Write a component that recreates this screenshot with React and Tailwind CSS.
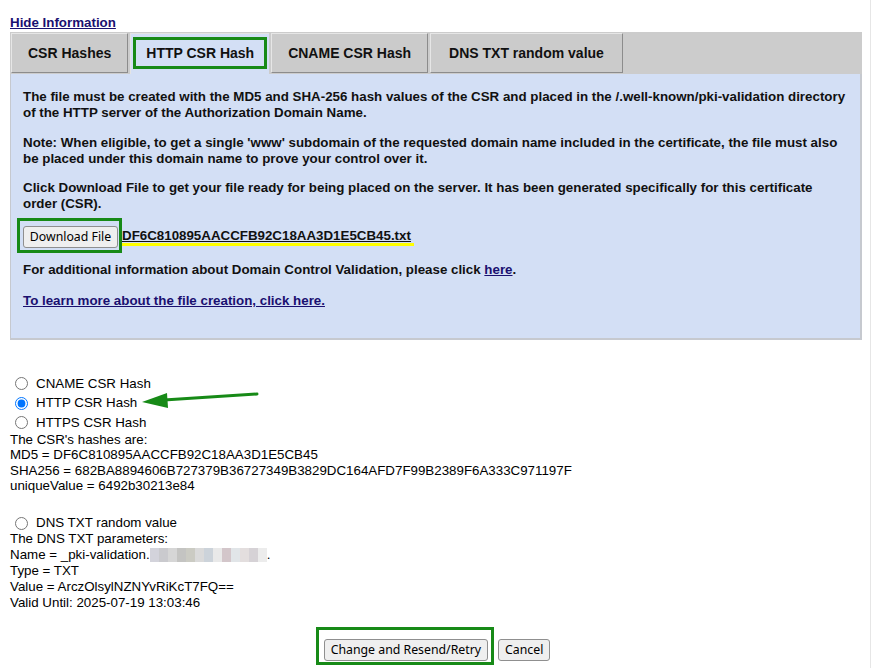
const TABS = [
  { label: 'CSR Hashes' },
  { label: 'HTTP CSR Hash', active: true },
  { label: 'CNAME CSR Hash' },
  { label: 'DNS TXT random value', wide: true },
];

// blurred-out domain in the DNS TXT name
const BLUR = ['#d3d3db', '#cacace', '#d6d6d6', '#c4c4c2', '#cbcbc3', '#dadada', '#ccd3da', '#e9e9e9', '#d3c6ca', '#e1e5e8', '#e3dede', '#d6d2d6', '#ececec'];

function Tab({ label, active, wide }) {
  if (active) {
    return (
      <div className="h-[41px] px-[2px] pt-[3px] bg-[#d3dff5] border-l border-t border-[#e4e4e4]">
        <div className="h-[32px] px-[10px] flex items-center border-[3px] border-[#178a17] text-[14px] font-bold text-[#111]">
          {label}
        </div>
      </div>
    );
  }
  return (
    <div className={`h-[40px] ${wide ? 'px-[18px]' : 'px-[16px]'} flex items-center bg-[#cbcbcb] border border-t-[#e6e6e6] border-l-[#e6e6e6] border-r-[#8c8c8c] border-b-[#8c8c8c] text-[14px] font-bold text-[#111]`}>
      {label}
    </div>
  );
}

function Radio({ label, checked }) {
  return (
    <label className="flex items-center h-[19.5px]">
      <input type="radio" name="dcv" defaultChecked={checked} className="w-[13px] h-[13px] ml-[15px] mr-[8px] my-0" />
      <span>{label}</span>
    </label>
  );
}

function FormButton({ children }) {
  return (
    <button className="h-[22px] px-[6px] bg-[#efefef] border border-[#8f8f8f] rounded-[3px] text-[12.3px] text-black font-['Noto_Sans',sans-serif] leading-none">
      {children}
    </button>
  );
}

export default function App() {
  return (
    <div className="relative w-[871px] h-[668px] border-r border-[#e6e6e6] bg-white font-['Liberation_Sans',Arial,sans-serif] text-[13.33px] text-black overflow-hidden">
      <div className="pl-[10px] pr-[8px]">
        <div className="pt-[15px] h-[32px] leading-[16px]">
          <a href="#" className="font-bold underline text-[#1a1070]">Hide Information</a>
        </div>

        {/* tab bar */}
        <div className="h-[42px] bg-[#cccccc] flex items-start gap-[2px] pl-[1px] pt-[1px]">
          {TABS.map((t) => (
            <Tab key={t.label} {...t} />
          ))}
        </div>

        {/* tab content */}
        <div className="h-[266px] bg-[#d3dff5] border-l border-r-2 border-b-2 border-[#c6c9cf] pl-[12px] pr-[14px] pt-[15px] font-bold leading-[16px] text-[#111]">
          <p>
            The file must be created with the MD5 and SHA-256 hash values of the CSR and placed in the /.well-known/pki-validation directory of the HTTP server of the Authorization Domain Name.
          </p>
          <p className="mt-[14px]">
            Note: When eligible, to get a single 'www' subdomain of the requested domain name included in the certificate, the file must also be placed under this domain name to prove your control over it.
          </p>
          <p className="mt-[13px]">
            Click Download File to get your file ready for being placed on the server. It has been generated specifically for this certificate order (CSR).
          </p>
          <div className="mt-[6px] -ml-[6px] flex items-center">
            <div className="border-[3px] border-[#178a17] pl-[3px] pr-[1px] pt-[5px] pb-[2px]">
              <button className="h-[22px] w-[95px] bg-[#efefef] border border-[#8f8f8f] rounded-[3px] text-[12.3px] font-normal text-black font-['Noto_Sans',sans-serif] leading-none">
                Download File
              </button>
            </div>
            <span className="mt-[3px] pr-[3px] border-b-[3px] border-[#ffff00] leading-[14px]">
              <span className="underline">DF6C810895AACCFB92C18AA3D1E5CB45.txt</span>
            </span>
          </div>
          <p className="mt-[9px]">
            For additional information about Domain Control Validation, please click{' '}
            <a href="#" className="underline text-[#1a1070]">here</a>.
          </p>
          <p className="mt-[15px]">
            <a href="#" className="underline text-[#1a1070]">To learn more about the file creation, click here.</a>
          </p>
        </div>
      </div>

      {/* method selection */}
      <div className="mt-[34px]">
        <Radio label="CNAME CSR Hash" />
        <Radio label="HTTP CSR Hash" checked />
        <Radio label="HTTPS CSR Hash" />
        <div className="pl-[10px] leading-[15.5px] -mt-[1px]">
          <div>The CSR's hashes are:</div>
          <div>MD5 = DF6C810895AACCFB92C18AA3D1E5CB45</div>
          <div>SHA256 = 682BA8894606B727379B36727349B3829DC164AFD7F99B2389F6A333C971197F</div>
          <div>uniqueValue = 6492b30213e84</div>
        </div>

        <div className="mt-[20px]">
          <Radio label="DNS TXT random value" />
        </div>
        <div className="pl-[10px] leading-[16px] -mt-[2px]">
          <div>The DNS TXT parameters:</div>
          <div className="flex items-center">
            <span>Name = _pki-validation.</span>
            <span className="flex h-[14px]">
              {BLUR.map((c, i) => (
                <span key={i} className="w-[9px] h-full" style={{ background: c }} />
              ))}
            </span>
            <span>.</span>
          </div>
          <div>Type = TXT</div>
          <div>Value = ArczOlsylNZNYvRiKcT7FQ==</div>
          <div>Valid Until: 2025-07-19 13:03:46</div>
        </div>

        <div className="mt-[16px] flex justify-center items-end gap-[4px] pr-[4px]">
          <div className="border-[3px] border-[#178a17] pl-[5px] pr-[3px] pt-[9px] pb-[1px]">
            <FormButton>Change and Resend/Retry</FormButton>
          </div>
          <div className="pb-[4px]">
            <FormButton>Cancel</FormButton>
          </div>
        </div>
      </div>

      {/* pointer arrow */}
      <svg className="absolute left-[138px] top-[386px]" width="124" height="26" viewBox="0 0 124 26">
        <line x1="119" y1="8" x2="26" y2="14" stroke="#178a17" strokeWidth="3" strokeLinecap="round" />
        <polygon points="4,16 29,7 30,22" fill="#178a17" />
      </svg>
    </div>
  );
}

• • • •

Go through the listing above and write it out again exactly, dropping the pictures.

Write a component that recreates this screenshot with React and Tailwind CSS.
const TABS = [
  { label: 'CSR Hashes' },
  { label: 'HTTP CSR Hash', active: true },
  { label: 'CNAME CSR Hash' },
  { label: 'DNS TXT random value', wide: true },
];

// blurred-out domain in the DNS TXT name
const BLUR = ['#d3d3db', '#cacace', '#d6d6d6', '#c4c4c2', '#cbcbc3', '#dadada', '#ccd3da', '#e9e9e9', '#d3c6ca', '#e1e5e8', '#e3dede', '#d6d2d6', '#ececec'];

function Tab({ label, active, wide }) {
  if (active) {
    return (
      <div className="h-[41px] px-[2px] pt-[3px] bg-[#d3dff5] border-l border-t border-[#e4e4e4]">
        <div className="h-[32px] px-[10px] flex items-center border-[3px] border-[#178a17] text-[14px] font-bold text-[#111]">
          {label}
        </div>
      </div>
    );
  }
  return (
    <div className={`h-[40px] ${wide ? 'px-[18px]' : 'px-[16px]'} flex items-center bg-[#cbcbcb] border border-t-[#e6e6e6] border-l-[#e6e6e6] border-r-[#8c8c8c] border-b-[#8c8c8c] text-[14px] font-bold text-[#111]`}>
      {label}
    </div>
  );
}

function Radio({ label, checked }) {
  return (
    <label className="flex items-center h-[19.5px]">
      <input type="radio" name="dcv" defaultChecked={checked} className="w-[13px] h-[13px] ml-[15px] mr-[8px] my-0" />
      <span>{label}</span>
    </label>
  );
}

function FormButton({ children }) {
  return (
    <button className="h-[22px] px-[6px] bg-[#efefef] border border-[#8f8f8f] rounded-[3px] text-[12.3px] text-black font-['Noto_Sans',sans-serif] leading-none">
      {children}
    </button>
  );
}

export default function App() {
  return (
    <div className="relative w-[871px] h-[668px] border-r border-[#e6e6e6] bg-white font-['Liberation_Sans',Arial,sans-serif] text-[13.33px] text-black overflow-hidden">
      <div className="pl-[10px] pr-[8px]">
        <div className="pt-[15px] h-[32px] leading-[16px]">
          <a href="#" className="font-bold underline text-[#1a1070]">Hide Information</a>
        </div>

        {/* tab bar */}
        <div className="h-[42px] bg-[#cccccc] flex items-start gap-[2px] pl-[1px] pt-[1px]">
          {TABS.map((t) => (
            <Tab key={t.label} {...t} />
          ))}
        </div>

        {/* tab content */}
        <div className="h-[266px] bg-[#d3dff5] border-l border-r-2 border-b-2 border-[#c6c9cf] pl-[12px] pr-[14px] pt-[15px] font-bold leading-[16px] text-[#111]">
          <p>
            The file must be created with the MD5 and SHA-256 hash values of the CSR and placed in the /.well-known/pki-validation directory of the HTTP server of the Authorization Domain Name.
          </p>
          <p className="mt-[14px]">
            Note: When eligible, to get a single 'www' subdomain of the requested domain name included in the certificate, the file must also be placed under this domain name to prove your control over it.
          </p>
          <p className="mt-[13px]">
            Click Download File to get your file ready for being placed on the server. It has been generated specifically for this certificate order (CSR).
          </p>
          <div className="mt-[6px] -ml-[6px] flex items-center">
            <div className="border-[3px] border-[#178a17] pl-[3px] pr-[1px] pt-[5px] pb-[2px]">
              <button className="h-[22px] w-[95px] bg-[#efefef] border border-[#8f8f8f] rounded-[3px] text-[12.3px] font-normal text-black font-['Noto_Sans',sans-serif] leading-none">
                Download File
              </button>
            </div>
            <span className="mt-[3px] pr-[3px] border-b-[3px] border-[#ffff00] leading-[14px]">
              <span className="underline">DF6C810895AACCFB92C18AA3D1E5CB45.txt</span>
            </span>
          </div>
          <p className="mt-[9px]">
            For additional information about Domain Control Validation, please click{' '}
            <a href="#" className="underline text-[#1a1070]">here</a>.
          </p>
          <p className="mt-[15px]">
            <a href="#" className="underline text-[#1a1070]">To learn more about the file creation, click here.</a>
          </p>
        </div>
      </div>

      {/* method selection */}
      <div className="mt-[34px]">
        <Radio label="CNAME CSR Hash" />
        <Radio label="HTTP CSR Hash" checked />
        <Radio label="HTTPS CSR Hash" />
        <div className="pl-[10px] leading-[15.5px] -mt-[1px]">
          <div>The CSR's hashes are:</div>
          <div>MD5 = DF6C810895AACCFB92C18AA3D1E5CB45</div>
          <div>SHA256 = 682BA8894606B727379B36727349B3829DC164AFD7F99B2389F6A333C971197F</div>
          <div>uniqueValue = 6492b30213e84</div>
        </div>

        <div className="mt-[20px]">
          <Radio label="DNS TXT random value" />
        </div>
        <div className="pl-[10px] leading-[16px] -mt-[2px]">
          <div>The DNS TXT parameters:</div>
          <div className="flex items-center">
            <span>Name = _pki-validation.</span>
            <span className="flex h-[14px]">
              {BLUR.map((c, i) => (
                <span key={i} className="w-[9px] h-full" style={{ background: c }} />
              ))}
            </span>
            <span>.</span>
          </div>
          <div>Type = TXT</div>
          <div>Value = ArczOlsylNZNYvRiKcT7FQ==</div>
          <div>Valid Until: 2025-07-19 13:03:46</div>
        </div>

        <div className="mt-[16px] flex justify-center items-end gap-[4px] pr-[4px]">
          <div className="border-[3px] border-[#178a17] pl-[5px] pr-[3px] pt-[9px] pb-[1px]">
            <FormButton>Change and Resend/Retry</FormButton>
          </div>
          <div className="pb-[4px]">
            <FormButton>Cancel</FormButton>
          </div>
        </div>
      </div>

      {/* pointer arrow */}
      <svg className="absolute left-[138px] top-[386px]" width="124" height="26" viewBox="0 0 124 26">
        <line x1="119" y1="8" x2="26" y2="14" stroke="#178a17" strokeWidth="3" strokeLinecap="round" />
        <polygon points="4,16 29,7 30,22" fill="#178a17" />
      </svg>
    </div>
  );
}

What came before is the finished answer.